Your task -> Output the material exactly, but drop every image it holds.
....
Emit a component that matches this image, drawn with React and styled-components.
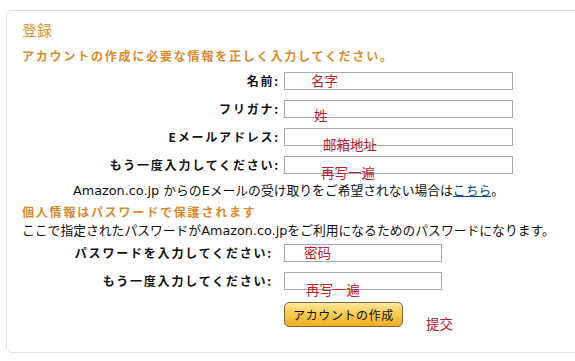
import React from "react";
import styled, { createGlobalStyle } from "styled-components";

const Global = createGlobalStyle`
  html, body { margin: 0; padding: 0; background: #fff; overflow: hidden; }
  body { font-family: "DejaVu Sans", "Noto Sans CJK JP", sans-serif; }
`;

const Page = styled.div`
  width: 575px;
  height: 361px;
  overflow: hidden;
  padding: 10px 0 0 6px;
  box-sizing: border-box;
`;

const Box = styled.div`
  width: 610px;
  height: 343px;
  box-sizing: border-box;
  border: 1px solid #dde2e2;
  border-radius: 6px;
  padding: 8px 0 0 15px;
`;

const Title = styled.h1`
  margin: 0;
  font-family: "Noto Sans CJK JP", sans-serif;
  font-size: 15px;
  line-height: 22px;
  font-weight: 400;
  color: #e0943a;
`;

const Heading = styled.div`
  margin-top: ${(p) => p.$mt || 0}px;
  font-family: "Noto Sans CJK JP", sans-serif;
  font-size: 12px;
  line-height: 14px;
  font-weight: 700;
  letter-spacing: 1.8px;
  color: #d98a2c;
`;

const Grid = styled.div`
  display: grid;
  grid-template-columns: ${(p) => p.$label}px ${(p) => p.$input}px;
  column-gap: ${(p) => p.$gap}px;
  row-gap: 10px;
  margin-top: ${(p) => p.$mt}px;
  align-items: center;
`;

const Label = styled.label`
  text-align: right;
  font-family: "Noto Sans CJK JP", sans-serif;
  font-size: 12px;
  line-height: 18px;
  font-weight: 700;
  letter-spacing: 1.8px;
  color: #111;
  white-space: nowrap;
`;

const Field = styled.div`
  position: relative;
  height: 18px;
`;

const Input = styled.input`
  display: block;
  width: 100%;
  height: 18px;
  box-sizing: border-box;
  border: 1px solid #a9a9a9;
  background: #fff;
  margin: 0;
  padding: 0;
  outline: none;
`;

const Note = styled.span`
  position: absolute;
  left: ${(p) => p.$x}px;
  top: ${(p) => p.$y}px;
  font-family: "Noto Sans CJK SC", sans-serif;
  font-size: 13.5px;
  line-height: 15px;
  color: #b8202a;
  white-space: nowrap;
  pointer-events: none;
`;

const Text = styled.p`
  margin: ${(p) => p.$mt || 0}px 0 0 ${(p) => p.$ml || 0}px;
  font-size: 12.8px;
  line-height: 14px;
  color: #111;
  white-space: nowrap;
  font-family: "DejaVu Sans", "Noto Sans CJK JP", sans-serif;
`;

const Link = styled.a`
  color: #0b4a8c;
  text-decoration: underline;
`;

const ButtonCell = styled.div`
  grid-column: 2;
  position: relative;
  margin-top: 2px;
  height: 25px;
`;

const Button = styled.button`
  width: 119px;
  height: 25px;
  box-sizing: border-box;
  border: 1px solid #7d6a3c;
  border-radius: 5px;
  background: linear-gradient(#fde89a 0%, #f8cc56 45%, #eeac22 100%);
  font-family: "Noto Sans CJK JP", sans-serif;
  font-size: 12px;
  letter-spacing: 0.6px;
  color: #111;
  padding: 0;
  cursor: pointer;
`;

const fields1 = [
  { label: "名前:", note: "名字", x: 27, y: 1 },
  { label: "フリガナ:", note: "姓", x: 30, y: 8 },
  { label: "Eメールアドレス:", note: "邮箱地址", x: 39, y: 9 },
  { label: "もう一度入力してください:", note: "再写一遍", x: 37, y: 9 },
];

const fields2 = [
  { label: "パスワードを入力してください:", note: "密码", x: 20, y: 1 },
  { label: "もう一度入力してください:", note: "再写一遍", x: 22, y: 10 },
];

export default function App() {
  return (
    <>
      <Global />
      <Page>
        <Box>
          <Title>登録</Title>
          <Heading $mt={8}>アカウントの作成に必要な情報を正しく入力してください。</Heading>
          <Grid $label={258} $input={229} $gap={4} $mt={9}>
            {fields1.map((f, i) => (
              <React.Fragment key={i}>
                <Label>{f.label}</Label>
                <Field>
                  <Input type="text" />
                  <Note $x={f.x} $y={f.y}>{f.note}</Note>
                </Field>
              </React.Fragment>
            ))}
          </Grid>
          <Text $mt={10} $ml={51}>
            Amazon.co.jp からのEメールの受け取りをご希望されない場合は<Link href="#">こちら</Link>。
          </Text>
          <Heading $mt={7}>個人情報はパスワードで保護されます</Heading>
          <Text $mt={5}>ここで指定されたパスワードがAmazon.co.jpをご利用になるためのパスワードになります。</Text>
          <Grid $label={251} $input={158} $gap={11} $mt={6}>
            {fields2.map((f, i) => (
              <React.Fragment key={i}>
                <Label>{f.label}</Label>
                <Field>
                  <Input type="password" />
                  <Note $x={f.x} $y={f.y}>{f.note}</Note>
                </Field>
              </React.Fragment>
            ))}
            <ButtonCell>
              <Button type="button">アカウントの作成</Button>
              <Note $x={142} $y={14}>提交</Note>
            </ButtonCell>
          </Grid>
        </Box>
      </Page>
    </>
  );
}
....
Solution to the problem ->
Emit a component that matches this image, drawn with React and styled-components.
import React from "react";
import styled, { createGlobalStyle } from "styled-components";

const Global = createGlobalStyle`
  html, body { margin: 0; padding: 0; background: #fff; overflow: hidden; }
  body { font-family: "DejaVu Sans", "Noto Sans CJK JP", sans-serif; }
`;

const Page = styled.div`
  width: 575px;
  height: 361px;
  overflow: hidden;
  padding: 10px 0 0 6px;
  box-sizing: border-box;
`;

const Box = styled.div`
  width: 610px;
  height: 343px;
  box-sizing: border-box;
  border: 1px solid #dde2e2;
  border-radius: 6px;
  padding: 8px 0 0 15px;
`;

const Title = styled.h1`
  margin: 0;
  font-family: "Noto Sans CJK JP", sans-serif;
  font-size: 15px;
  line-height: 22px;
  font-weight: 400;
  color: #e0943a;
`;

const Heading = styled.div`
  margin-top: ${(p) => p.$mt || 0}px;
  font-family: "Noto Sans CJK JP", sans-serif;
  font-size: 12px;
  line-height: 14px;
  font-weight: 700;
  letter-spacing: 1.8px;
  color: #d98a2c;
`;

const Grid = styled.div`
  display: grid;
  grid-template-columns: ${(p) => p.$label}px ${(p) => p.$input}px;
  column-gap: ${(p) => p.$gap}px;
  row-gap: 10px;
  margin-top: ${(p) => p.$mt}px;
  align-items: center;
`;

const Label = styled.label`
  text-align: right;
  font-family: "Noto Sans CJK JP", sans-serif;
  font-size: 12px;
  line-height: 18px;
  font-weight: 700;
  letter-spacing: 1.8px;
  color: #111;
  white-space: nowrap;
`;

const Field = styled.div`
  position: relative;
  height: 18px;
`;

const Input = styled.input`
  display: block;
  width: 100%;
  height: 18px;
  box-sizing: border-box;
  border: 1px solid #a9a9a9;
  background: #fff;
  margin: 0;
  padding: 0;
  outline: none;
`;

const Note = styled.span`
  position: absolute;
  left: ${(p) => p.$x}px;
  top: ${(p) => p.$y}px;
  font-family: "Noto Sans CJK SC", sans-serif;
  font-size: 13.5px;
  line-height: 15px;
  color: #b8202a;
  white-space: nowrap;
  pointer-events: none;
`;

const Text = styled.p`
  margin: ${(p) => p.$mt || 0}px 0 0 ${(p) => p.$ml || 0}px;
  font-size: 12.8px;
  line-height: 14px;
  color: #111;
  white-space: nowrap;
  font-family: "DejaVu Sans", "Noto Sans CJK JP", sans-serif;
`;

const Link = styled.a`
  color: #0b4a8c;
  text-decoration: underline;
`;

const ButtonCell = styled.div`
  grid-column: 2;
  position: relative;
  margin-top: 2px;
  height: 25px;
`;

const Button = styled.button`
  width: 119px;
  height: 25px;
  box-sizing: border-box;
  border: 1px solid #7d6a3c;
  border-radius: 5px;
  background: linear-gradient(#fde89a 0%, #f8cc56 45%, #eeac22 100%);
  font-family: "Noto Sans CJK JP", sans-serif;
  font-size: 12px;
  letter-spacing: 0.6px;
  color: #111;
  padding: 0;
  cursor: pointer;
`;

const fields1 = [
  { label: "名前:", note: "名字", x: 27, y: 1 },
  { label: "フリガナ:", note: "姓", x: 30, y: 8 },
  { label: "Eメールアドレス:", note: "邮箱地址", x: 39, y: 9 },
  { label: "もう一度入力してください:", note: "再写一遍", x: 37, y: 9 },
];

const fields2 = [
  { label: "パスワードを入力してください:", note: "密码", x: 20, y: 1 },
  { label: "もう一度入力してください:", note: "再写一遍", x: 22, y: 10 },
];

export default function App() {
  return (
    <>
      <Global />
      <Page>
        <Box>
          <Title>登録</Title>
          <Heading $mt={8}>アカウントの作成に必要な情報を正しく入力してください。</Heading>
          <Grid $label={258} $input={229} $gap={4} $mt={9}>
            {fields1.map((f, i) => (
              <React.Fragment key={i}>
                <Label>{f.label}</Label>
                <Field>
                  <Input type="text" />
                  <Note $x={f.x} $y={f.y}>{f.note}</Note>
                </Field>
              </React.Fragment>
            ))}
          </Grid>
          <Text $mt={10} $ml={51}>
            Amazon.co.jp からのEメールの受け取りをご希望されない場合は<Link href="#">こちら</Link>。
          </Text>
          <Heading $mt={7}>個人情報はパスワードで保護されます</Heading>
          <Text $mt={5}>ここで指定されたパスワードがAmazon.co.jpをご利用になるためのパスワードになります。</Text>
          <Grid $label={251} $input={158} $gap={11} $mt={6}>
            {fields2.map((f, i) => (
              <React.Fragment key={i}>
                <Label>{f.label}</Label>
                <Field>
                  <Input type="password" />
                  <Note $x={f.x} $y={f.y}>{f.note}</Note>
                </Field>
              </React.Fragment>
            ))}
            <ButtonCell>
              <Button type="button">アカウントの作成</Button>
              <Note $x={142} $y={14}>提交</Note>
            </ButtonCell>
          </Grid>
        </Box>
      </Page>
    </>
  );
}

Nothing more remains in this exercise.